Tuna Q&A with Mike Bonnici | Simrad Marine Electronics

Tuna Q&A with Mike Bonnici

June 21, 2018

Spending more time on the water than most, Mike Bonnici knows a thing or two about finding and catching winter tuna. In his latest Q&A, Mike passes on some key knowledge to help you catch more tuna this season.

How do you know when Tuna are around? What time of year? Any specific locations? Specific water temp?

 

Generally speaking they are normally around for a short period in summer around March/April with the blue marlin run. And also the winter/spring run which can be anywhere from May till September depending on currents and water temps.

 

They are caught pretty much on the whole east coast and the time of year varies on area. The summer run are normally in warmer water around 23-26 degrees, with 21 degrees best in the winter.

 

When preparing for a day out chasing Tuna, what gear do you prep? Rods, reels, line, lures, bait if cubing? How many lines in the water if trolling?

 

I try to be as prepared as possible, and that’s with all fishing I do. I spend a lot of time at home rigging and getting gear sorted.

 

I would run 5 x 24kg outfits and take a stick bait rod. If cubing I will take about 10-15kg of pilchards.

 

When would you cube vs trolling?

 

Normally I would troll around to find a good area will lots of life, whether it be bait, birds, temp breaks or marking fish and not hooking them on the troll.

 

Once on the water, how do you use your sounder to locate fish, or what are you looking for?

 

It’s my eyes under water.
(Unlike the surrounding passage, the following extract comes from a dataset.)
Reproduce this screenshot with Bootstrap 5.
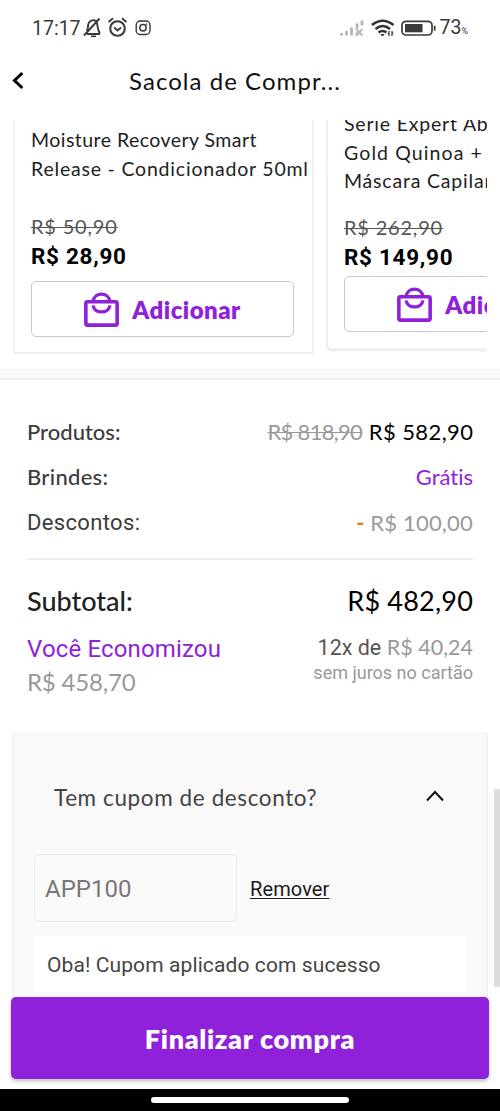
<!DOCTYPE html>
<html lang="pt-BR">
<head>
<meta charset="utf-8">
<meta name="viewport" content="width=device-width, initial-scale=1">
<title>Sacola de Compras</title>
<link href="https://cdn.jsdelivr.net/npm/bootstrap@5.3.0/dist/css/bootstrap.min.css" rel="stylesheet">
<style>
  :root { --brand: #9021da; }
  body { font-family: Lato, "Liberation Sans", sans-serif; color: #222; background: #fff; font-variant-ligatures: none; }
  .screen { width: 500px; height: 1111px; }
  .rb { font-family: Roboto, "Liberation Sans", sans-serif; }
  .brand-text { color: var(--brand); }
  .txt-dark { color: #3c3c3c; }
  .txt-grey { color: #999; }
  .status { height: 56px; padding: 0 32px 0 32px; color: #3a3a3a; }
  .clock { font-size: 19.5px; line-height: 57px; }
  .battery-level { line-height: 20px; padding-top: 3px; margin-left: 2px; }
  .battery-level span { font-size: 9px; }
  .topbar { height: 64px; }
  .topbar svg { margin: 15px 0 0 12px; }
  .topbar h1 { font-size: 24px; line-height: 49px; letter-spacing: 1.05px; color: #111; margin-left: 105px; }
  .shelf { height: 249px; padding-left: 13px; margin-right: 13px; gap: 12px; }
  .item { width: 301px; border: 2px solid #f0f0f0; border-top: 0; padding: 6px 0 0 16px; }
  .item-a { height: 234px; }
  .item-b { height: 230px; border-radius: 0 0 5px 5px; padding-top: 0; box-shadow: 0 1px 2px #e8e8e8; }
  .item-name { font-size: 19.5px; line-height: 28.6px; letter-spacing: .8px; height: 57px; margin-bottom: 29px; white-space: nowrap; }
  .item-a .item-name .row-one { letter-spacing: .45px; }
  .item-b .item-name { height: 86px; margin-top: -10px; margin-bottom: 17px; }
  .item-b .row-two { letter-spacing: 1.1px; }
  .was { font-size: 20px; line-height: 28px; color: #555; letter-spacing: .8px; }
  .was s, .was-total { text-decoration-thickness: 1px; }
  .now { font-size: 22.5px; line-height: 30px; font-weight: 700; color: #000; letter-spacing: .7px; margin-top: 1px; }
  .add { width: 263px; height: 56px; border: 1px solid #c9c9c9; border-radius: 5px; margin-top: 10px; gap: 13px; font-size: 24px; font-weight: 800; letter-spacing: .45px; color: var(--brand); }
  .add .t { padding-top: 2px; }
  .item-b .add { margin-top: 4px; }
  .band { height: 11px; background: #f8f8f8; border-bottom: 2px solid #eee; }
  .summary { height: 351px; padding: 28px 27px 0 27px; }
  .line { height: 45.3px; line-height: 48px; font-size: 22px; }
  .medium { font-weight: 500; }
  .was-total { letter-spacing: -.7px; margin-right: 1px; }
  .v1 { letter-spacing: .4px; margin-right: -.4px; }
  .rule { height: 2px; background: #eee; margin: 14px 0 17px; }
  .total { height: 46px; line-height: 47px; font-size: 27px; }
  .total .v4 { letter-spacing: .2px; }
  .saved { font-size: 24px; line-height: 33px; margin-top: 9px; }
  .saved .rb { letter-spacing: .15px; padding-top: 1px; height: 33px; }
  .saved .v5 { letter-spacing: -.2px; }
  .parcel { font-size: 21.5px; line-height: 25px; margin-top: 12px; text-align: right; }
  .parcel-note { font-size: 18px; }
  .coupon { width: 476px; height: 290px; margin-left: 12px; background: #f9f9f9; border-radius: 5px; border: 0 solid #f1f1f1; border-width: 0 2px; padding: 37px 0 0 20px; }
  .coupon-head { height: 60px; padding: 0 42px 0 20px; font-size: 22.5px; letter-spacing: .6px; color: #444; }
  .coupon-head svg { margin-top: -4px; }
  .code-row { margin-top: 26px; }
  .code { width: 203px; height: 68px; border: 1.5px solid #ececec; border-radius: 5px; padding: 2px 0 0 10px; font-size: 24px; color: #777; background: #fafafa; }
  .remove { font-size: 20px; color: #1a1a1a; margin-left: 13px; padding-top: 2px; letter-spacing: .1px; text-underline-offset: 2px; text-decoration-thickness: 1px; }
  .ok { width: 433px; height: 56px; margin-top: 14px; background: #fff; padding-left: 13px; font-size: 21px; line-height: 58px; letter-spacing: .1px; color: #444; }
  .dock { bottom: 0; height: 115px; padding: 1px 11px 0; background: linear-gradient(transparent 81px, #fff 81px); }
  .checkout { height: 82px; background: var(--brand); border-radius: 5px; color: #fff; font-size: 27px; font-weight: 800; letter-spacing: .65px; padding-top: 2px; box-shadow: 0 2px 4px #bbb; }
  .sysbar { height: 22px; background: #000; bottom: 0; }
  .pill { width: 198px; height: 6px; background: #fff; }
  .thumb { right: 0; top: 789px; width: 6px; height: 198px; background: #ddd; }
  .t { display: inline-block; white-space: nowrap; }
</style>
</head>
<body>
<div class="screen position-relative overflow-hidden">
  <header class="status d-flex align-items-center justify-content-between rb">
    <div class="d-flex align-items-center">
      <span class="clock">17:17</span>
      <svg width="71" height="22" viewBox="0 0 71 22" fill="none" stroke="#3a3a3a" stroke-width="1.9">
        <path d="M6 17h13M5.500 14.500c2-2 1-5 2-8 1-3 6-4.500 8-2 1.500 4 .5 8 3.500 12M3 18.500 18.500 1.500"/><path d="M10 19.300h5" stroke-width="1.600"/>
        <circle cx="36.500" cy="11.500" r="7.300" stroke-width="2.100"/><path d="M33.300 10.500l3.200 3 3.600-3M27.500 5l4.500-3.700M41 1.300l4.500 3.700"/>
        <rect x="55.200" y="4" width="13.800" height="13.500" rx="4" stroke-width="1.400"/><circle cx="62" cy="10.800" r="3.200" stroke-width="1.500"/><circle cx="65.700" cy="7.200" r=".5" stroke-width=".9"/>
      </svg>
    </div>
    <div class="d-flex align-items-center">
      <svg width="98" height="22" viewBox="0 0 98 22">
        <g stroke="#b5b5b5" stroke-width="2.800"><path d="M2.500 18.500v-2.500M7.500 18.500v-4.500M12.500 18.500V10.500M18 11.500V6.500M23 8.500V3.500M18 18.500v-3"/><path d="M17 12l6.500 6.500M23.500 12l-6.500 6.500" stroke-width="1.800"/></g>
        <g fill="none" stroke="#333" stroke-width="2.600"><path d="M33 8q10.500-8.500 21.500 0M36.500 12q7.200-6 14.500 0M39.500 15.500q4-3 8 0"/><path d="M42 17.500l1.500 1.500L45 17.500z" fill="#333" stroke-width="1"/><path d="M50 14v5M53 14v5M48.500 16.500h2M52.500 16h2" stroke-width="1.200"/></g>
        <rect x="63" y="4.300" width="30" height="13.700" rx="4" fill="none" stroke="#3a3a3a" stroke-width="1.700"/><rect x="66" y="7" width="17.500" height="8.300" fill="#3a3a3a"/><path d="M95.700 8.700v5" stroke="#3a3a3a" stroke-width="1.700"/>
      </svg>
      <span class="clock battery-level">73<span>%</span></span>
    </div>
  </header>
  <div class="topbar d-flex align-items-start">
    <svg width="12" height="19" viewBox="0 0 12 19" fill="none" stroke="#000" stroke-width="3"><path d="M10.300 2 2.500 9.500l7.800 7.500"/></svg>
    <h1 class="mb-0 fw-normal t">Sacola de Compr...</h1>
  </div>

  <section class="shelf d-flex overflow-hidden">
    <article class="item item-a flex-shrink-0">
      <div class="item-name"><span class="row-one">Moisture Recovery Smart</span><br>Release - Condicionador 50ml</div>
      <div class="was"><s class="t">R$ 50,90</s></div>
      <div class="now rb"><span class="t">R$ 28,90</span></div>
      <div class="add d-flex align-items-center justify-content-center">
        <svg width="35" height="35" viewBox="0 0 34 34" fill="none" stroke="#9021da" stroke-width="3.500"><rect x="1.800" y="9.500" width="30.400" height="22.700" rx="1.500"/><path d="M8.800 9.500c1-10 15.400-10 16.400 0M8.800 13c1 8.500 15.400 8.500 16.400 0" stroke-width="3.200"/></svg>
        <span class="t">Adicionar</span>
      </div>
    </article>
    <article class="item item-b flex-shrink-0">
      <div class="item-name">Série Expert Ab<br><span class="row-two">Gold Quinoa +</span><br>Máscara Capilar</div>
      <div class="was"><s class="t">R$ 262,90</s></div>
      <div class="now rb"><span class="t">R$ 149,90</span></div>
      <div class="add d-flex align-items-center justify-content-center">
        <svg width="35" height="35" viewBox="0 0 34 34" fill="none" stroke="#9021da" stroke-width="3.500"><rect x="1.800" y="9.500" width="30.400" height="22.700" rx="1.500"/><path d="M8.800 9.500c1-10 15.400-10 16.400 0M8.800 13c1 8.500 15.400 8.500 16.400 0" stroke-width="3.200"/></svg>
        <span class="t">Adicionar</span>
      </div>
    </article>
  </section>
  <div class="band"></div>

  <section class="summary">
    <div class="line d-flex justify-content-between"><span class="txt-dark medium">Produtos:</span><span><s class="txt-grey t was-total">R$ 818,90</s> <span class="text-black t v1">R$ 582,90</span></span></div>
    <div class="line d-flex justify-content-between"><span class="txt-dark medium" style="letter-spacing:.3px">Brindes:</span><span class="brand-text t">Grátis</span></div>
    <div class="line d-flex justify-content-between"><span class="txt-dark rb" style="letter-spacing:.35px">Descontos:</span><span><span class="fw-bold" style="color:#e87722">-</span> <span class="txt-grey t" style="letter-spacing:.2px">R$ 100,00</span></span></div>
    <div class="rule"></div>
    <div class="total d-flex justify-content-between"><span class="medium">Subtotal:</span><span class="text-black v4">R$ 482,90</span></div>
    <div class="d-flex justify-content-between">
      <div class="saved"><div class="brand-text rb">Você Economizou</div><div class="txt-grey v5">R$ 458,70</div></div>
      <div class="parcel"><div><span class="rb" style="color:#555">12x de</span> <span class="txt-grey">R$ 40,24</span></div><div class="rb txt-grey parcel-note">sem juros no cartão</div></div>
    </div>
  </section>

  <section class="coupon">
    <div class="coupon-head d-flex align-items-center justify-content-between"><span class="t">Tem cupom de desconto?</span>
      <svg width="18" height="12" viewBox="0 0 18 12" fill="none" stroke="#111" stroke-width="2"><path d="M1 10.500 9 2l8 8.500"/></svg>
    </div>
    <div class="code-row d-flex align-items-center rb"><div class="code d-flex align-items-center">APP100</div><u class="remove">Remover</u></div>
    <div class="ok rb">Oba! Cupom aplicado com sucesso</div>
  </section>

  <div class="thumb position-absolute"></div>
  <div class="dock position-absolute w-100"><div class="checkout d-flex align-items-center justify-content-center"><span class="t">Finalizar compra</span></div></div>
  <div class="sysbar position-absolute w-100 d-flex align-items-center justify-content-center"><div class="pill rounded-pill"></div></div>
</div>
<script src="https://cdn.jsdelivr.net/npm/bootstrap@5.3.0/dist/js/bootstrap.bundle.min.js"></script>
</body>
</html>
I mean you can only mark them if you’re on top of them, but being able to tell the difference between small frigates, stripe tuna and yellowfin/gamefish is a great benefit.

 

I don’t do a lot to the NSS evo3 sounder they are very user friendly, I run it in auto gain with a +1, set the search depth to 150m, TVG on 1 and colour about 80.

 

They are generally caught from the shelf out to the abyss so looking at a chart and planning were you’re going to go before you head out can save a lot of time. Hearing where they were caught the day before is a good start.

 

My main thing to look for is birds they are always onto it before you are they have to find bait to live. But being able to tell whether they are just traveling and looking as opposed to feeding and following fish is what you need to learn.

 

Any more hot tips?

 

If you hear they’re getting caught there’s no better time to get out there and have a crack. There are no rules with fish as they can turn up any time of the year.